Hab mal en Freund aus Polen gefragt, was des heißt, und er meint sowas wie: "Ey alder, du suchst doch so en teil, so en Rahmen von Threecrank, oder?"
Weiß aber net, ob des jetzt stimmt..


----------



## SahnebrotRider (3. Februar 2007)

Auf der Seite ist es ein Russisch-Polnisch-Mischmasch. "RAMIONA STALOWE THREECRANK BMX" scheint mir die Artikelbezeichnung zu sein. Es hat sich wohl um eine Onlineauktion gehandelt, wobei der Verkäufer ein Pole und das virtuelle Auktionshaus ein russisches ist. ja ja ...


----------



## MTB-News.de




----------



## SahnebrotRider (3. Februar 2007)

Ach da: (ich kann zwar kein Polnisch, aber das scheint offensichtilich) "...firmy THREECRNK" - das heißt meiner Meinung nach so viel wie: "... der Firma THREECRNK".


----------



## rex_sl (3. Februar 2007)

auf alle fälle eine minderwertige bleischwere kurbel mit 20mm achse. gottseidank bekommt man dafür niergends lager zum nachkaufen. auf der chaka kurbel steht genau das gleiche auf der rückseite soweit ich das heute bei nem kumpel sehen konnte.


----------



## SIDDHARTHA (3. Februar 2007)

rex_sl schrieb:


> auf alle fälle eine minderwertige bleischwere kurbel mit 20mm achse. gottseidank bekommt man dafür niergends lager zum nachkaufen. auf der chaka kurbel steht genau das gleiche auf der rückseite soweit ich das heute bei nem kumpel sehen konnte.

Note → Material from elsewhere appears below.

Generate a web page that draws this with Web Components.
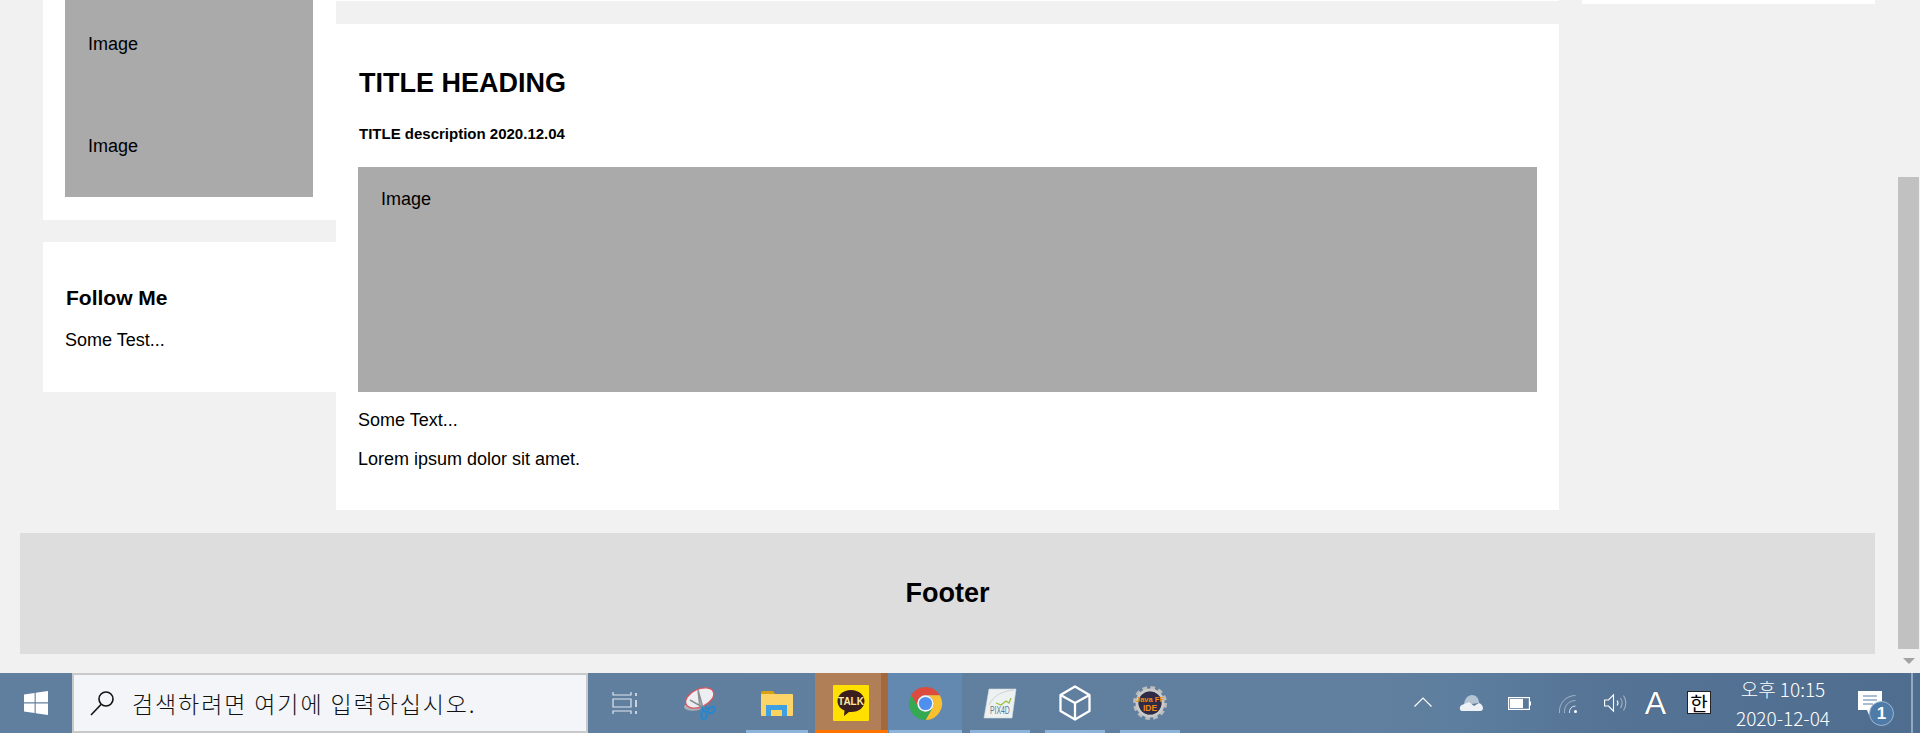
<!DOCTYPE html>
<html>
<head>
<meta charset="utf-8">
<title>Blog</title>
<style>
  html, body { margin: 0; height: 100%; overflow: hidden; background: #f1f1f1; }
  body { font-family: "Liberation Sans", Arial, sans-serif; font-size: 18px; color: #000; }
</style>
</head>
<body>
<desk-top>
  <blog-page>
    <blog-column slot="left" style="--col-width:293px;--col-gap:22px;--pad-right:23px">
      <blog-card style="--card-height:220px">
        <fake-image height="114" top="34"></fake-image>
        <fake-image height="83" top="22"></fake-image>
      </blog-card>
      <blog-card style="--card-height:150px">
        <h3>Follow Me</h3>
        <p>Some Test...</p>
      </blog-card>
    </blog-column>
    <blog-column slot="main" style="--col-width:1223px;--col-gap:23px;--pad-right:22px">
      <blog-card style="--card-height:1px"></blog-card>
      <blog-card style="--card-height:486px">
        <h2>TITLE HEADING</h2>
        <h5>TITLE description 2020.12.04</h5>
        <fake-image height="225" top="22"></fake-image>
        <p>Some Text...</p>
        <p>Lorem ipsum dolor sit amet.</p>
      </blog-card>
    </blog-column>
    <blog-column slot="right" style="--col-width:293px;--col-gap:23px">
      <blog-card style="--card-height:4px"></blog-card>
    </blog-column>
    <blog-footer slot="footer">Footer</blog-footer>
  </blog-page>
  <task-bar></task-bar>
</desk-top>

<script>
class DeskTop extends HTMLElement {
  constructor() {
    super();
    this.attachShadow({ mode: "open" });
    this.shadowRoot.innerHTML = `
      <style>
        :host { display: flex; flex-direction: column; width: 1920px; height: 733px; overflow: hidden; }
      </style>
      <slot></slot>
    `;
  }
}
customElements.define("desk-top", DeskTop);

class BlogPage extends HTMLElement {
  constructor() {
    super();
    this.attachShadow({ mode: "open" });
    this.shadowRoot.innerHTML = `
      <style>
        :host { display: flex; height: 673px; background: #f1f1f1; }
        .content { flex: 1; min-width: 0; padding-left: 20px; }
        .row { display: flex; height: 533px; padding-left: 23px; }
        .gap { width: 23px; }
        .bar { width: 23px; box-sizing: border-box; padding: 177px 2px 0 2px; display: flex; flex-direction: column; align-items: center; }
        .thumb { width: 21px; height: 472px; background: #c1c1c1; flex: none; }
        .arrow { margin-top: 9px; width: 0; height: 0; border-left: 6px solid transparent; border-right: 6px solid transparent; border-top: 6px solid #a3a3a3; }
      </style>
      <div class="content">
        <div class="row">
          <slot name="left"></slot>
          <slot name="main"></slot>
          <div class="gap"></div>
          <slot name="right"></slot>
        </div>
        <slot name="footer"></slot>
      </div>
      <div class="bar"><div class="thumb"></div><div class="arrow"></div></div>
    `;
  }
}
customElements.define("blog-page", BlogPage);

class BlogColumn extends HTMLElement {
  constructor() {
    super();
    this.attachShadow({ mode: "open" });
    this.shadowRoot.innerHTML = `
      <style>
        :host { display: flex; flex-direction: column; gap: var(--col-gap); width: var(--col-width); flex: none; }
      </style>
      <slot></slot>
    `;
  }
}
customElements.define("blog-column", BlogColumn);

class BlogCard extends HTMLElement {
  constructor() {
    super();
    this.attachShadow({ mode: "open" });
    this.shadowRoot.innerHTML = `
      <style>
        :host { display: block; box-sizing: border-box; height: var(--card-height); background: #fff; overflow: hidden; }
        .inner { padding: 0 var(--pad-right, 22px) 0 22px; }
        ::slotted(h2) { margin: 0; padding: 43px 1px 0; font-size: 27px; line-height: 32px; font-weight: bold; }
        ::slotted(h3) { margin: 0 0 20px; padding: 44px 1px 0; font-size: 21px; line-height: 24px; font-weight: bold; }
        ::slotted(h5) { margin: 0; padding: 26px 1px 25px; font-size: 15px; line-height: 17px; font-weight: bold; }
        ::slotted(p) { margin: 18px 0; font-size: 18px; line-height: 21px; }
      </style>
      <div class="inner"><slot></slot></div>
    `;
  }
}
customElements.define("blog-card", BlogCard);

class FakeImage extends HTMLElement {
  constructor() {
    super();
    this.attachShadow({ mode: "open" });
  }
  connectedCallback() {
    const height = this.getAttribute("height");
    const top = this.getAttribute("top");
    this.shadowRoot.innerHTML = `
      <style>
        :host { display: block; height: ${height}px; background: #aaa; box-sizing: border-box; padding: ${top}px 23px 0; font-size: 18px; line-height: 21px; overflow: hidden; }
      </style>
      Image
    `;
  }
}
customElements.define("fake-image", FakeImage);

class BlogFooter extends HTMLElement {
  constructor() {
    super();
    this.attachShadow({ mode: "open" });
    this.shadowRoot.innerHTML = `
      <style>
        :host { display: flex; align-items: center; justify-content: center; height: 121px; width: 1855px; background: #ddd; font-size: 27px; font-weight: bold; }
      </style>
      <slot></slot>
    `;
  }
}
customElements.define("blog-footer", BlogFooter);

class TaskBar extends HTMLElement {
  constructor() {
    super();
    this.attachShadow({ mode: "open" });
    this.shadowRoot.innerHTML = `
      <style>
        :host { display: flex; height: 60px; width: 1920px; background: linear-gradient(90deg, #607f9f 0%, #617f9e 72%, #5d7e9f 76%, #557394 84%, #4f6d8e 100%); color: #fff; overflow: hidden; font-family: "Noto Sans CJK KR", "Liberation Sans", sans-serif; }
        svg { display: block; overflow: visible; }
        .start { width: 72px; display: flex; align-items: center; justify-content: center; }
        .search { width: 516px; box-sizing: border-box; border: 2px solid #c9c9c9; background: #f3f5f8; color: #111; display: flex; align-items: center; padding-left: 16px; gap: 18px; font-size: 23px; font-weight: 300; letter-spacing: 1.9px; white-space: nowrap; }
        .apps { display: flex; width: 824px; flex: none; }
        .app { position: relative; display: flex; align-items: center; justify-content: center; box-sizing: border-box; }
        .app.on::after { content: ""; position: absolute; left: 8px; right: 7px; bottom: 0; height: 3px; background: #8fb4da; }
        .kakao { background: #b07e57; width: 73px; }
        .kakao::before { content: ""; position: absolute; right: 0; top: 0; bottom: 0; width: 7px; background: #a3683b; }
        .kakao::after { content: ""; position: absolute; left: 0; right: 0; bottom: 0; height: 3px; background: #ff7300; }
        .chrome { background: #6389b0; }
        .chrome.on::after { left: 1px; right: 0; }
        .tray { display: flex; align-items: center; flex: 1; position: relative; }
        .ico { display: flex; align-items: center; justify-content: center; flex: none; }
        .clock { width: 120px; margin-left: 12px; flex: none; text-align: center; font-size: 19px; font-weight: 300; line-height: 29px; }
        .han { width: 24px; height: 23px; box-sizing: border-box; background: #fff; color: #000; border: 1px solid #222; font-size: 19px; line-height: 21px; text-align: center; }
        .letter { font-family: "Liberation Sans", sans-serif; font-size: 32px; line-height: 32px; text-shadow: 0 0 1px #1c2b3a; }
        .badge { position: absolute; left: 457px; top: 28px; width: 25px; height: 25px; box-sizing: border-box; border: 1px solid #9db8d2; border-radius: 50%; background: #4f7ba9; color: #fff; font: bold 17px/23px "Liberation Sans", sans-serif; text-align: center; }
        .desk { position: absolute; right: 7px; top: 0; bottom: 0; width: 2px; background: #93a9c0; }
      </style>
      <div class="start">
        <svg width="24" height="24" viewBox="0 0 24 24" fill="#fff"><path d="M0 3.4 10.6 1.9V11.300H0ZM11.700 1.700 24 0V11.300H11.700ZM0 12.400H10.600V21.900L0 20.500ZM11.700 12.400H24V24L11.700 22.200Z"/></svg>
      </div>
      <div class="search">
        <svg width="24" height="24" viewBox="0 0 24 24" fill="none" stroke="#111" stroke-width="1.600" style="flex:none"><circle cx="16" cy="8" r="7"/><path d="M11 13.500 1 24"/></svg>
        <span>검색하려면 여기에 입력하십시오.</span>
      </div>
      <div class="apps">
        <div class="app" style="width:72px;padding-left:0">
          <svg width="25" height="22" viewBox="0 0 25 22" fill="none" stroke="#dfe6ee" stroke-width="1.200"><path d="M1 0V3H19V0M1 7H19V15H1ZM1 22V19H19V22"/><path d="M24 1V4M24 8V15M24 19V22" stroke-width="1.600"/></svg>
        </div>
        <div class="app" style="width:78px;padding-left:2px">
          <svg width="32" height="33" viewBox="0 0 32 33"><ellipse cx="9" cy="20" rx="9" ry="3.800" fill="#aab0b8"/><ellipse cx="15.700" cy="11" rx="15" ry="8.800" transform="rotate(-25 15.700 11)" fill="#eceef1" stroke="#d9545e" stroke-width="1.300"/><path d="M14 3 19 21 16 21ZM6 13 20 21" stroke="#8c8f94" stroke-width="1.500" fill="#b9bcc0"/><path d="M18 20 20 24M21 20 24 22" stroke="#2488d0" stroke-width="2.200"/><ellipse cx="20" cy="28" rx="2.800" ry="4" fill="none" stroke="#2488d0" stroke-width="2.200"/><ellipse cx="27.500" cy="23" rx="2.600" ry="3.800" transform="rotate(50 27.500 23)" fill="none" stroke="#2488d0" stroke-width="2.200"/></svg>
        </div>
        <div class="app on" style="width:77px">
          <svg width="32" height="25" viewBox="0 0 32 25"><path d="M0 2Q0 0 2 0H12L15 4H0Z" fill="#d9a215"/><rect y="3" width="32" height="22" rx="1" fill="#fdd467"/><path d="M5 25V14H26V25Z" fill="#3f9fe0"/><rect x="10" y="19" width="11" height="6" fill="#fbd35d"/></svg>
        </div>
        <div class="app kakao">
          <svg width="36" height="36" viewBox="0 0 36 36" style="margin-right:1px"><rect width="36" height="36" rx="1" fill="#ffe000"/><path d="M18 5C10 5 4.500 10 4.500 16 4.500 20.500 7.500 24 11.500 25.500L11 31 16 27H18C26 27 31.500 22.500 31.500 16 31.500 10 26 5 18 5Z" fill="#3b1e1e"/><text x="18" y="20" text-anchor="middle" font-family="Liberation Sans, sans-serif" font-size="10" font-weight="bold" fill="#ffe9a0">TALK</text></svg>
        </div>
        <div class="app on chrome" style="width:74px">
          <svg width="33" height="33" viewBox="0 0 33 33"><path d="M16.500 0A16.500 16.500 0 0 1 30.800 8.250H16.500A8.250 8.250 0 0 0 9.350 20.600L2.200 8.250A16.500 16.500 0 0 1 16.500 0Z" fill="#dc4b3e"/><path d="M30.800 8.250A16.500 16.500 0 0 1 16.500 33L23.650 20.600A8.250 8.250 0 0 0 16.500 8.250Z" fill="#fbc02d"/><path d="M2.200 8.250A16.500 16.500 0 0 0 16.500 33L23.650 20.600A8.250 8.250 0 0 1 9.350 20.600Z" fill="#34a853"/><circle cx="16.500" cy="16.500" r="8.250" fill="#f4f4f4"/><circle cx="16.500" cy="16.500" r="6.600" fill="#4f8ff0"/></svg>
        </div>
        <div class="app on" style="width:75px">
          <svg width="32" height="29" viewBox="0 0 32 29"><path d="M5 0H32L28 29H0Z" fill="#edf1f2" stroke="#d5dadc" stroke-width=".6"/><path d="M5 16C9 7 18 2 30 1" fill="none" stroke="#cdd3d6"/><path d="M12 14 17 16 22 12 25 14 27 9" fill="none" stroke="#9ac13b" stroke-width="1.300"/><text transform="translate(6 25) scale(.68 1)" font-family="Liberation Sans, sans-serif" font-size="10" fill="#557b93">PIX4D</text></svg>
        </div>
        <div class="app on" style="width:75px">
          <svg width="32" height="36" viewBox="0 0 32 36" fill="none" stroke="#fff" stroke-width="2.300" stroke-linejoin="round"><path d="M16 1.500 30.500 10V26L16 34.500 1.500 26V10ZM1.500 10 16 18 30.500 10M16 18V34.500"/></svg>
        </div>
        <div class="app on" style="width:75px">
          <svg width="34" height="34" viewBox="0 0 34 34"><circle cx="17" cy="17" r="15" fill="none" stroke="#bcbcbc" stroke-width="4" stroke-dasharray="4.500 3.350"/><circle cx="17" cy="17" r="13" fill="none" stroke="#c9c9c9" stroke-width="3"/><circle cx="17" cy="17" r="11.500" fill="#2f2b46"/><text x="17" y="15.500" text-anchor="middle" font-family="Liberation Sans, sans-serif" font-size="7.500" font-weight="bold" fill="#f08a12">Java FF</text><text x="17" y="25" text-anchor="middle" font-family="Liberation Sans, sans-serif" font-size="8.500" font-weight="bold" fill="#f08a12">IDE</text></svg>
        </div>
      </div>
      <div class="tray">
        <div class="ico" style="width:18px;margin-left:2px;margin-top:-2px">
          <svg width="18" height="10" viewBox="0 0 18 10" fill="none" stroke="#fff" stroke-width="1.200"><path d="M.5 9.500 9 1 17.500 9.500"/></svg>
        </div>
        <div class="ico" style="width:24px;margin-left:27px">
          <svg width="24" height="16" viewBox="0 0 24 16"><path d="M5 10C5 4 9 0 13 0 17 0 20 3 20 8Z" fill="#b5c4d3"/><path d="M3 16C0 16 0 10 4 9.500L10 7 15 11 20 8C23 9 24 12 24 13 24 15 23 16 21 16Z" fill="#eef2f6"/></svg>
        </div>
        <div class="ico" style="width:23px;margin-left:25px">
          <svg width="23" height="13" viewBox="0 0 23 13" fill="none"><rect x=".6" y=".6" width="20.800" height="11.800" stroke="#fff" stroke-width="1.200"/><rect x="2" y="2" width="13" height="9" fill="#fff"/><rect x="22" y="4.500" width="1" height="4" fill="#fff"/></svg>
        </div>
        <div class="ico" style="width:19px;margin-left:28px;margin-top:2px">
          <svg width="19" height="18" viewBox="0 0 19 18" fill="none" stroke="#a3b3c5" stroke-width="1"><path d="M.5 18A16 16 0 0 1 16.500 .5M5.500 18A11 11 0 0 1 16.500 5.500"/><path d="M10.500 18A6 6 0 0 1 16.500 11" stroke="#d7dfe8"/><circle cx="16.500" cy="16.500" r="1.500" fill="#fff" stroke="none"/></svg>
        </div>
        <div class="ico" style="width:22px;margin-left:26px">
          <svg width="22" height="18" viewBox="0 0 22 18" fill="none" stroke="#fff" stroke-width="1.100"><path d="M.6 6H4.500L9.500 .8V17.200L4.500 12H.6Z"/><path d="M13 6.500C14.200 8 14.200 10 13 11.500"/><path d="M16.500 4C18.500 7 18.500 11 16.500 14M19.500 1.500C22.300 6 22.300 12 19.500 16.500" stroke="#a3b3c5"/></svg>
        </div>
        <div class="ico letter" style="width:21px;margin-left:19px">A</div>
        <div class="ico" style="width:24px;margin-left:21px;margin-top:-1px"><div class="han">한</div></div>
        <div class="clock"><div>오후 10:15</div><div>2020-12-04</div></div>
        <div class="ico" style="width:24px;margin-left:15px">
          <svg width="24" height="24" viewBox="0 0 24 24"><path d="M0 0H24V19H14L11 24 9 19H0Z" fill="#fff"/><path d="M5 5H19M5 9H19M5 13H15" stroke="#5b7c9f" stroke-width="1.200"/></svg>
        </div>
        <div class="badge">1</div>
        <div class="desk"></div>
      </div>
    `;
  }
}
customElements.define("task-bar", TaskBar);
</script>
</body>
</html>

Hat Felt nicht ne 20mm Achse? Dafür gibt es doch nachkaufbare Lager?


----------



## rex_sl (3. Februar 2007)

nein felt hat 19mm achse 20mm haben nur die ganzen taiwankurbeln. und bei sonem riesen durchmesser von der achse wird dir das tretlager niemals halten. geht ja schon bei 19mm und euro bb zu schnell kaputt


----------



## CDRacer (4. Februar 2007)

Doch doch, Felt hat 20 mm Lager im Angebot, solche hatte ich bis vor kurzem hier rumliegen, allerdings kann es sein, dass die aktuellen Felt Kurbeln keine 20 mm Achse mehr haben. Voxom hat / hatte auch mal 20 mm Achsen.


----------



## Standard125 (6. Februar 2007)

Es gab auch mal von Profile und GT baugleiche Kurbeln mit solchen Achsen;spätere Modelle hatten jeweils ihr Logo aufgstanzt.


----------